There are 36 locations in parks, forests and woodlands in England, Scotland and Wales consisting of rope ladders, zip-lines, rope bridges, trapezes and swings. There are also 12 Forest Segway experiences, 25 Treetop Adventure, 16 Treetop Adventure Plus and 3 Nets Adventure courses. The course in Grizedale Forest, near The Lake District in Cumbria, has the longest dual zip-lines in Britain. As of 2022, four Go Ape locations offer an axe throwing experience.

== Public opposition ==
There have been public opposition to some of Go Ape's proposals. They withdrew their application to build a course in Glasgow's Pollok Park after 5000 objections from local residents. They chose not to build a course in the Bidjigal Reserve in New South Wales, and met some opposition to their plans to expand in Moel Famau, North Wales.
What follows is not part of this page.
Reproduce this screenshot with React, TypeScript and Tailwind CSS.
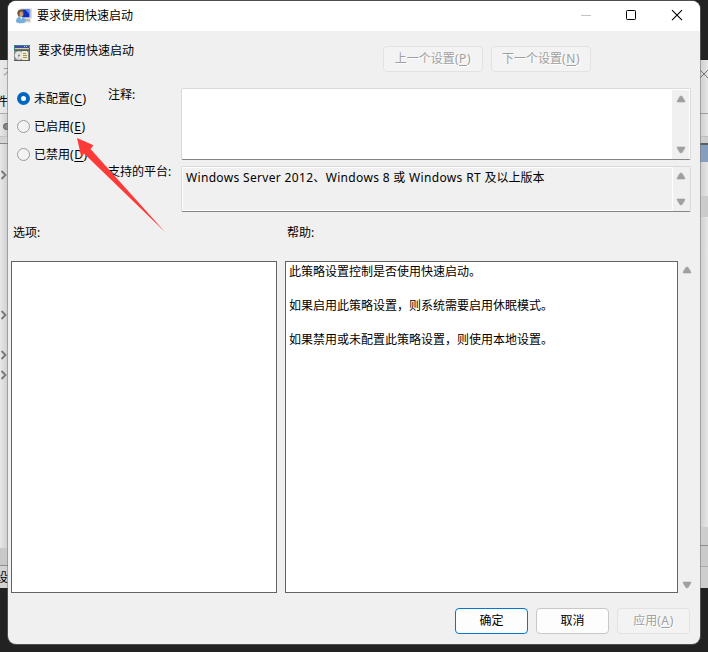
import type { ReactNode } from 'react'

const chevrons = [175, 315, 355, 375]

const options = [
  { label: '未配置', hotkey: 'C', checked: true },
  { label: '已启用', hotkey: 'E', checked: false },
  { label: '已禁用', hotkey: 'D', checked: false },
]

const helpLines = [
  '此策略设置控制是否使用快速启动。',
  '如果启用此策略设置，则系统需要启用休眠模式。',
  '如果禁用或未配置此策略设置，则使用本地设置。',
]

function Hotkey({ label, k }: { label: string; k: string }) {
  return (
    <span>
      {label}
      <span className="tracking-[0.6px]">
        (<span className="underline underline-offset-2">{k}</span>)
      </span>
    </span>
  )
}

function Arrow({ down = false }: { down?: boolean }) {
  return (
    <svg width="10" height="8" viewBox="0 0 10 8" className={down ? 'rotate-180' : ''}>
      <path d="M4 1.2h2L8.8 6v1H1.2V6z" fill="#a0a0a0" stroke="#a0a0a0" strokeWidth="0.6" strokeLinejoin="round" />
    </svg>
  )
}

function ScrollTrack({ className = '' }: { className?: string }) {
  return (
    <div className={`flex shrink-0 flex-col items-center justify-between bg-[#f0f0f0] ${className}`}>
      <Arrow />
      <Arrow down />
    </div>
  )
}

function DisabledButton({ className, children }: { className: string; children: ReactNode }) {
  return (
    <button
      disabled
      className={`flex h-[26px] items-center justify-center rounded border border-[#e2e2e2] bg-[#f3f3f3] text-[#a0a0a0] [text-shadow:1px_1px_0_#fff] ${className}`}
    >
      {children}
    </button>
  )
}

function ConsoleIcon() {
  return (
    <svg width="16" height="16" viewBox="0 0 16 16">
      <path d="M4.500.5h11.300v10.300H4.500z" fill="#d6d5cc" />
      <path d="M5.500 1.500h8v7.800h-8z" fill="#0c2fc0" />
      <path d="M9 1.500h4.500v4.800z" fill="#5f8cf2" />
      <path d="M13.500 1.500h1v7.800h-1z" fill="#94a8d8" />
      <path d="M9 11h4.500l1.500 2.500H9z" fill="#b5b3ab" />
      <path d="M9 13.500h6v1H9z" fill="#d9d8d2" />
      <path d="M1.300 5.500C1.300 3 2.700 1.600 4.800 1.600S8 3.200 7.700 5.500L7 8.500H2.300z" fill="#6b563d" />
      <ellipse cx="5.300" cy="6.200" rx="1.900" ry="2.700" fill="#cf9c78" />
      <path d="M0 14c0-3.700 1.600-5.200 4.500-5.200S9.600 10.300 9.800 14c-2.300 1.700-7.500 1.700-9.800 0z" fill="#75b0dc" />
      <path d="M4 9 5.500 11.800 6.300 9z" fill="#eaf4fb" />
    </svg>
  )
}

function PolicyIcon() {
  return (
    <svg width="16" height="16" viewBox="0 0 16 16" shapeRendering="crispEdges">
      <path d="M0 0h16v16H0z" fill="#8a8d8c" />
      <path d="M0 0h16v1H0zM0 0h1v6H0z" fill="#3c8080" />
      <path d="M1 1h14v2H1z" fill="#3b4aa6" />
      <path d="M10 1h1v1h-1zM12 1h1v1h-1z" fill="#c9d0ee" />
      <path d="M1 3h14v1H1z" fill="#d8cfa0" />
      <path d="M1 4h14v1H1z" fill="#6f7476" />
      <path d="M1 5h14v1H1z" fill="#44665f" />
      <circle cx="5" cy="10.500" r="4.200" fill="#e6e8e6" shapeRendering="auto" />
      <path d="M5 10.500 8 7.600A4 4 0 0 0 5 6.500z" fill="#cfe3cd" shapeRendering="auto" />
      <path d="M5 10.500 2.200 13.500A4 4 0 0 0 5 14.500z" fill="#dccfde" shapeRendering="auto" />
      <circle cx="5" cy="10.500" r="1" fill="#71807a" shapeRendering="auto" />
      <path d="M8 6h5v1h1v8H8z" fill="#f3eccb" />
      <path d="M9 8h3v1H9zM9 10h4v1H9zM9 12h4v1H9z" fill="#9c9068" />
      <path d="M0 15h16v1H0zM15 3h1v13h-1z" fill="#55605e" />
    </svg>
  )
}

// The window behind the dialog, only its left and right edges stay visible
function BackWindow() {
  return (
    <div className="absolute left-0 top-[60px] flex h-[528px] w-[708px] justify-between overflow-hidden bg-[#e4e4e4]">
      <div className="relative h-full w-2 bg-gradient-to-r from-[#e8e8e8] to-[#cfcfcf]">
        <div className="flex h-full flex-col">
          <div className="h-[54px] border-b border-[#a9a9ad] bg-[#e9e9e9]/70" />
          <div className="h-[23px] border-b border-[#c4c4c4]" />
          <div className="h-[7px] border-b border-[#85858c] bg-[#d4d4d4]" />
          <div className="flex-1" />
          <div className="h-[18px] border-b border-[#8d8d92] bg-[#c8c8c8]" />
          <div className="h-[22px] bg-[#d2d2d2]" />
        </div>
        <span className="absolute left-[3px] top-[6px] text-[#999]">不</span>
        <span className="absolute -left-1 top-[34px]">件</span>
        <span className="absolute left-[3px] top-[63px] h-[7px] w-2 rounded-sm border border-[#555] bg-[#888]" />
        <span className="absolute -left-1 top-[510px]">设</span>
        {chevrons.map((y) => (
          <svg key={y} width="7" height="10" viewBox="0 0 7 10" className="absolute left-0" style={{ top: y - 65 }}>
            <path d="M1.500 1 5.500 5l-4 4" fill="none" stroke="#777" strokeWidth="1.800" />
          </svg>
        ))}
      </div>
      <div className="relative flex h-full w-2 flex-col overflow-hidden bg-gradient-to-r from-[#cfcfcf] to-[#e6e6e6]">
        <svg width="10" height="10" viewBox="0 0 10 10" className="absolute left-0 top-[9px]">
          <path d="M0 1l8 8M8 1 0 9" stroke="#777" fill="none" />
        </svg>
        <div className="h-[54px] border-b border-[#a0a0a4]" />
        <div className="h-[23px] border-b border-[#bdbdbd]" />
        <div className="h-2 border-b-2 border-[#5e5e62] bg-[#cdcdcd]" />
        <div className="h-[17px] bg-[#869fbe]" />
        <div className="h-[34px]" />
        <div className="h-[21px] bg-[#cbcbcb]" />
        <div className="flex-1" />
        <div className="h-[19px] border-b border-[#8c8c90] bg-[#cdcdcd]" />
        <div className="h-[21px] border-b border-[#aaa] bg-[#cacaca]" />
        <div className="h-[21px] bg-[#cecece]" />
      </div>
    </div>
  )
}

function TitleBar() {
  return (
    <div className="flex h-[30px] shrink-0 items-center bg-white pl-2">
      <ConsoleIcon />
      <span className="ml-[5px]">要求使用快速启动</span>
      <div className="ml-auto flex items-center">
        <svg width="46" height="30" viewBox="0 0 46 30">
          <path d="M19 14.500h10" stroke="#c4c4c4" />
        </svg>
        <svg width="46" height="30" viewBox="0 0 46 30">
          <rect x="18.500" y="9.500" width="9" height="9" rx="0.800" fill="none" stroke="#000" />
        </svg>
        <svg width="46" height="30" viewBox="0 0 46 30">
          <path d="M18 9.200 28 19.200M28 9.200 18 19.200" stroke="#000" fill="none" strokeWidth="1.100" />
        </svg>
      </div>
    </div>
  )
}

export default function App() {
  return (
    <div className="relative h-[652px] w-[708px] overflow-hidden bg-[#222] font-['Noto_Sans','Noto_Sans_CJK_SC',sans-serif] text-xs leading-4 text-black">
      <BackWindow />

      <div className="absolute left-2 top-px flex h-[643px] w-[692px] flex-col overflow-hidden rounded-lg bg-[#f0f0f0] shadow-[0_0_0_1px_#77777788]">
        <TitleBar />

        <div className="flex h-[57px] shrink-0 pl-1.5 pt-[14px]">
          <PolicyIcon />
          <span className="ml-2 -mt-0.5">要求使用快速启动</span>
          <div className="ml-[249px] mt-px flex gap-2">
            <DisabledButton className="w-[100px]"><Hotkey label="上一个设置" k="P" /></DisabledButton>
            <DisabledButton className="w-[100px]"><Hotkey label="下一个设置" k="N" /></DisabledButton>
          </div>
        </div>

        <div className="flex h-[124px] shrink-0">
          <div className="flex w-[100px] shrink-0 flex-col gap-3 pl-[9px] pt-[3px]">
            {options.map((o) => (
              <label key={o.hotkey} className="flex h-4 gap-1">
                <span
                  className={
                    o.checked
                      ? 'mt-px size-[13px] rounded-full border-4 border-[#0067c0] bg-white'
                      : 'mt-px size-[13px] rounded-full border border-[#9b9b9b] bg-[#f3f3f3]'
                  }
                />
                <Hotkey label={o.label} k={o.hotkey} />
              </label>
            ))}
          </div>
          <div className="flex w-[73px] shrink-0 flex-col whitespace-nowrap">
            <span className="-mt-px h-[77px]">注释:</span>
            <span>支持的平台:</span>
          </div>
          <div className="flex w-[510px] flex-col gap-1.5">
            <div className="flex h-[72px] justify-end rounded-[2px] border border-[#dadada] border-b-[#858585] bg-white pr-px pt-px">
              <ScrollTrack className="w-[17px] py-[5px]" />
            </div>
            <div className="flex h-[46px] justify-between rounded-[2px] border border-[#dadada] border-b-[#858585] pr-px shadow-[inset_1px_1px_0_#fff,inset_0_-1px_0_#fff]">
              <span className="whitespace-nowrap pl-1 pt-[3px] tracking-[0.33px]">
                Windows Server 2012、Windows 8 或 Windows RT <span className="tracking-normal">及以上版本</span>
              </span>
              <ScrollTrack className="w-[17px] border-l border-white py-[5px]" />
            </div>
          </div>
        </div>

        <div className="flex h-[49px] shrink-0 pl-[5px] pt-[13px]">
          <span className="w-[274px]">选项:</span>
          <span>帮助:</span>
        </div>

        <div className="flex h-[332px] shrink-0 pl-[3px]">
          <div className="w-[266px] border border-[#646464] bg-white" />
          <div className="ml-2 w-[393px] border border-[#646464] bg-white pl-[3px] pt-0.5">
            {helpLines.map((line) => (
              <p key={line} className="mb-[18px]">{line}</p>
            ))}
          </div>
          <ScrollTrack className="w-[17px] pb-1 pt-[5px]" />
        </div>

        <div className="flex justify-end gap-2 pr-2.5 pt-[15px]">
          <button className="h-[26px] w-[73px] rounded border border-[#0078d4] bg-[#fdfdfd]">确定</button>
          <button className="h-[26px] w-[73px] rounded border border-[#c8c8c8] bg-[#fdfdfd]">取消</button>
          <DisabledButton className="w-[73px]"><Hotkey label="应用" k="A" /></DisabledButton>
        </div>
      </div>

      {/* pointer arrow over the "enabled" option */}
      <svg width="90" height="98" viewBox="0 0 90 98" className="absolute left-[76px] top-[136px]">
        <path d="M1 2 17.500 9.300 14.500 13 89 96 8 17.500 5.500 21.500z" fill="#fd3a38" />
      </svg>
    </div>
  )
}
In England, there was a public response over their proposal in Rivington and Essex County Council declined a proposal after protests. A Go Ape ropes course proposal in the United States was declined after a large neighbourhood outcry in Seattle's Lincoln Park.

== Safety ==
In 2008, a man aged 76 died after collapsing on a high wire platform at Go Ape's Aberfoyle, Scotland location. In a statement from the company, CEO Tristram Mayhew said that since 2002, 17 Go Ape courses had served over one million customers and "nothing like this has happened before".

In 2016, at a Go Ape location in Delaware, US, a woman fell 35 ft and died. A statement from the company said that she had disconnected herself from the safety system while waiting to use a zip line, and that the company had safely served over six million customers.